Let me, then, advise you most strongly not to be ashamed of holding decided views about the first things, the foundation truths of religion. There is widespread dislike to doctrinal decision and what is called dogmation, and none perhaps are so exposed to its influence as the young. The natural generosity, unsuspiciousness, and love of fair play, of a young man's heart, make him shrink from taking up very positive theological views, and holding opinions which may even seem to be narrow, party-spirited, or illiberal. The temptation of the present day is to be content with a vague earnestness; to abstain from all sharply cut and distinct views; to be an honorary member of all schools of thought, and to maintain that no man can be unsound in the faith - if he exhibits zeal and works hard.

But, after all, your religion must have roots, if it is to live and bear fruit in this cold world. Earnestness, and zeal, and work, are brave words; but, like cut flowers stuck in a garden, they have no power of continuance, if they have no hidden roots below. Admitting to the full that there are secondary things in religion, about which those who are young may fairly suspend their judgment and wait for light - I charge you to remember that there are primary things about which you must be decided and make up your minds. You must, I say - if you want peace within, and desire to be useful. And among these first things stand forth like mountains in a plain, the two great truths which are laid down in the text which heads this paper - Christ's death for our sins, and Christ's miraculous resurrection. Grasp tightly these two great truths. Live on them. Die on them. Never let them go. Strive to be able to say, "I know whom I believe," - not what, but whom I live by faith in One who died for me, and rose again. Be decided about this at any cost, and in due time all other truths shall be added to you.

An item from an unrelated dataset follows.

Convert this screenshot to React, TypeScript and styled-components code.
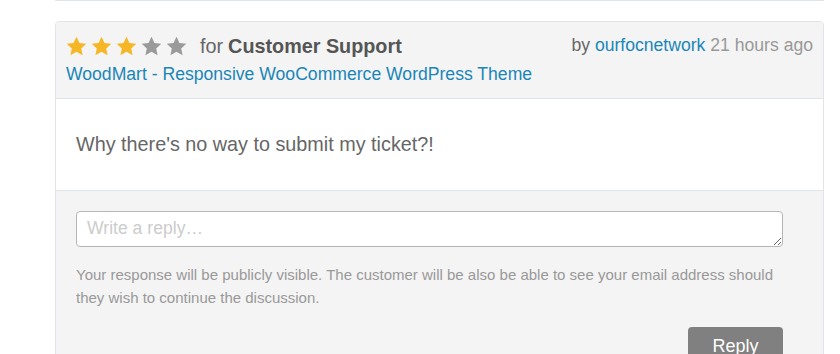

Remember one chief problem you will have to be continually solving is how to help souls who are laboring under the burden of sin, crushed down with sorrow, or oppressed with the fear of death. The only way to do good is to walk in Paul's steps, and to tell men first, foremost, continually, repeatedly, publicly, and from house to house - that Jesus Christ died for their sins, rose again for their justification, lives at the right hand of God to receive, to pardon, and to preserve, and will soon come again to give them a glorious resurrection.

These are the truths which the Holy Spirit has always blessed, is blessing, and will bless until the Lord comes. These were Paul's first things." Resolve and determine that by God's grace, that they shall be yours in this generation.